ICICI Bank jumps despite negative numbers
ICICI Bank, one of India's largest private sector banks, posted Q4FY18 and full year results on Tuesday. The NII for the quarter rose by 1 per cent in Q4FY18 vs Rs. 5,962 crore in Q4FY17. This minimal growth was largely due to higher interest expenses, which increased by 8 per cent yoy. The interest income for the quarter rose by 5.1 per cent yoy.
The asset quality deteriorated drastically for the bank as GNPAs for the quarter stood at 8.84 per cent in FY18 vs 7.89 per cent yoy. Also, the NNPA for the quarter rose by 57 bps to 4.77 per cent in Q4FY18 vs 4.20 per cent in the previous quarter and 4.89 per cent in Q4FY17.
The provisions jumped substantially for the quarter and for full year. The provisions rose by 128 per cent yoy to Rs. 6,625 crore in Q4FY18 vs Rs. 2,898 crore in Q4FY17 and for the full it rose by 83 per cent yoy to Rs. 17,972 crore in FY18 vs Rs. 16,582 crore in FY17.

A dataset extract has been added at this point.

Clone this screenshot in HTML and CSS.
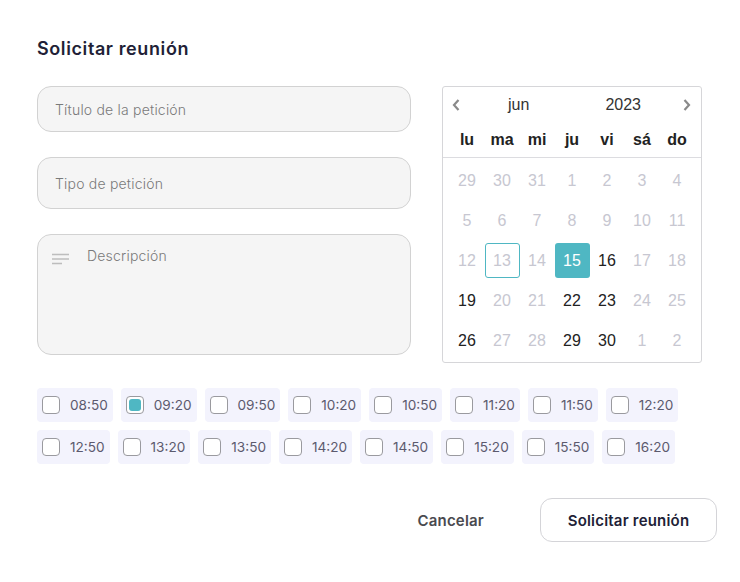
FILE: index.html
```html
<!DOCTYPE html>
<html lang="es">
<head>
<meta charset="utf-8">
<title>Solicitar reunión</title>
<link rel="stylesheet" href="styles.css">
</head>
<body>
<div class="dialog">
  <h1 class="title">Solicitar reunión</h1>
  <div class="top">
    <div class="fields">
      <div class="field field-a"><span class="ph">Título de la petición</span></div>
      <div class="field field-b"><span class="ph">Tipo de petición</span></div>
      <div class="field textarea">
        <svg class="lines" width="18" height="12" viewBox="0 0 18 12"><path d="M0 1.5h17M0 6h17M0 10.5h10" stroke="#bdbdbd" stroke-width="1.4" fill="none"/></svg>
        <span class="ph">Descripción</span>
      </div>
    </div>
    <div class="calendar">
      <div class="cal-head">
        <svg class="chev" width="10" height="14" viewBox="0 0 10 14"><path d="M7.5 2L3 7l4.5 5" stroke="#8a8a8a" stroke-width="2.2" fill="none"/></svg>
        <span class="month">jun</span>
        <span class="year">2023</span>
        <svg class="chev" width="10" height="14" viewBox="0 0 10 14"><path d="M2.5 2L7 7l-4.5 5" stroke="#8a8a8a" stroke-width="2.2" fill="none"/></svg>
      </div>
      <div class="weekdays">
        <span>lu</span><span>ma</span><span>mi</span><span>ju</span><span>vi</span><span>sá</span><span>do</span>
      </div>
      <div class="days">
        <span class="off">29</span><span class="off">30</span><span class="off">31</span><span class="off">1</span><span class="off">2</span><span class="off">3</span><span class="off">4</span>
        <span class="off">5</span><span class="off">6</span><span class="off">7</span><span class="off">8</span><span class="off">9</span><span class="off">10</span><span class="off">11</span>
        <span class="off">12</span><span class="off today">13</span><span class="off">14</span><span class="sel">15</span><span>16</span><span class="off">17</span><span class="off">18</span>
        <span>19</span><span class="off">20</span><span class="off">21</span><span>22</span><span>23</span><span class="off">24</span><span class="off">25</span>
        <span>26</span><span class="off">27</span><span class="off">28</span><span>29</span><span>30</span><span class="off">1</span><span class="off">2</span>
      </div>
    </div>
  </div>
  <div class="slots">
    <div class="slot-row">
      <label class="slot"><span class="box"></span>08:50</label>
      <label class="slot"><span class="box checked"></span>09:20</label>
      <label class="slot"><span class="box"></span>09:50</label>
      <label class="slot"><span class="box"></span>10:20</label>
      <label class="slot"><span class="box"></span>10:50</label>
      <label class="slot"><span class="box"></span>11:20</label>
      <label class="slot"><span class="box"></span>11:50</label>
      <label class="slot"><span class="box"></span>12:20</label>
    </div>
    <div class="slot-row">
      <label class="slot"><span class="box"></span>12:50</label>
      <label class="slot"><span class="box"></span>13:20</label>
      <label class="slot"><span class="box"></span>13:50</label>
      <label class="slot"><span class="box"></span>14:20</label>
      <label class="slot"><span class="box"></span>14:50</label>
      <label class="slot"><span class="box"></span>15:20</label>
      <label class="slot"><span class="box"></span>15:50</label>
      <label class="slot"><span class="box"></span>16:20</label>
    </div>
  </div>
  <div class="actions">
    <button class="btn-cancel">Cancelar</button>
    <button class="btn-primary">Solicitar reunión</button>
  </div>
</div>
</body>
</html>
```

FILE: styles.css
```css
* { box-sizing: border-box; }
html, body { margin: 0; padding: 0; background: #ffffff; }
body { font-family: Inter, "Open Sans", sans-serif; color: #1f1d33; }

.dialog { width: 740px; padding: 37px 23px 0 37px; }

.title {
  margin: 0;
  font-size: 18px;
  line-height: 24px;
  font-weight: 600;
  color: #221f37;
  letter-spacing: 0.6px;
}

.top { display: flex; gap: 31px; margin-top: 25px; align-items: flex-start; }

.fields { width: 374px; display: flex; flex-direction: column; gap: 25px; }

.field {
  background: #f5f5f5;
  border: 1px solid #d2d2d2;
  border-radius: 14px;
  display: flex;
  align-items: center;
  padding: 0 17px;
}
.field-a { height: 46px; }
.field-b { height: 52px; }
.textarea { height: 121px; align-items: flex-start; padding: 12px 14px; gap: 17px; }
.textarea .lines { margin-top: 6px; }

.ph { font-size: 14px; color: #7a7a7a; font-weight: 300; letter-spacing: 0.2px; }

.calendar {
  width: 260px;
  height: 277px;
  border: 1px solid #d6d6d9;
  border-radius: 3px;
  font-family: "Liberation Sans", Arial, sans-serif;
}

.cal-head {
  height: 36px;
  display: flex;
  align-items: center;
  padding: 0 9px 0 8px;
  font-size: 16px;
  color: #333;
}
.cal-head .month { margin-left: 47px; }
.cal-head .year { margin-left: auto; margin-right: 41px; }

.weekdays {
  height: 35px;
  display: grid;
  grid-template-columns: repeat(7, 35px);
  justify-content: center;
  align-items: center;
  border-bottom: 1px solid #dcdce0;
  font-size: 16px;
  font-weight: 700;
  color: #222;
  text-align: center;
}

.days {
  display: grid;
  grid-template-columns: repeat(7, 35px);
  grid-auto-rows: 35px;
  row-gap: 5px;
  justify-content: center;
  padding-top: 5px;
  font-size: 16px;
  color: #222;
}
.days span {
  display: flex;
  align-items: center;
  justify-content: center;
  border-radius: 3px;
}
.days .off { color: #c7c7d1; }
.days .today { border: 1px solid #4fb7c3; }
.days .sel { background: #4fb7c3; color: #fff; }

.slots {
  margin-top: 25px;
  display: flex;
  flex-direction: column;
  gap: 8px;
}
.slot-row { display: flex; gap: 8px; }
.slot {
  height: 34px;
  background: #f3f3fd;
  border-radius: 4px;
  display: flex;
  align-items: center;
  padding: 0 5px 0 5px;
  font-size: 13.6px;
  color: #5c5a6e;
  gap: 10px;
}
.box {
  width: 18px;
  height: 18px;
  border: 1px solid #9a9a9f;
  border-radius: 4px;
  background: #fff;
  display: block;
}
.box.checked {
  position: relative;
}
.box.checked::after {
  content: "";
  position: absolute;
  left: 2px; top: 2px; right: 2px; bottom: 2px;
  border-radius: 3px;
  background: #4fb7c3;
}

.actions {
  margin-top: 34px;
  display: flex;
  justify-content: flex-end;
  align-items: center;
  gap: 23px;
}
button { font-family: inherit; cursor: pointer; }
.btn-cancel {
  background: none;
  border: none;
  font-size: 15px;
  font-weight: 600;
  color: #4a4a4f;
  padding: 0 33px 0 0;
  letter-spacing: 0.2px;
}
.btn-primary {
  width: 177px;
  height: 44px;
  border: 1px solid #d4d4d8;
  border-radius: 12px;
  background: #fff;
  font-size: 15px;
  font-weight: 600;
  color: #221f37;
  letter-spacing: 0.2px;
}
```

The resultant bottom-line saw 49 per cent yoy decline and 38 per cent qoq decline to Rs. 1,020 crore in Q4FY18 vs Rs. 2,024 crore in Q4FY17 and Rs. 1,650 crore in Q3FY18.The capital adequacy of the bank improved significantly to 18.42 per cent CAR as of Q4FY18. Lastly, the advances grew by 10 per cent yoy.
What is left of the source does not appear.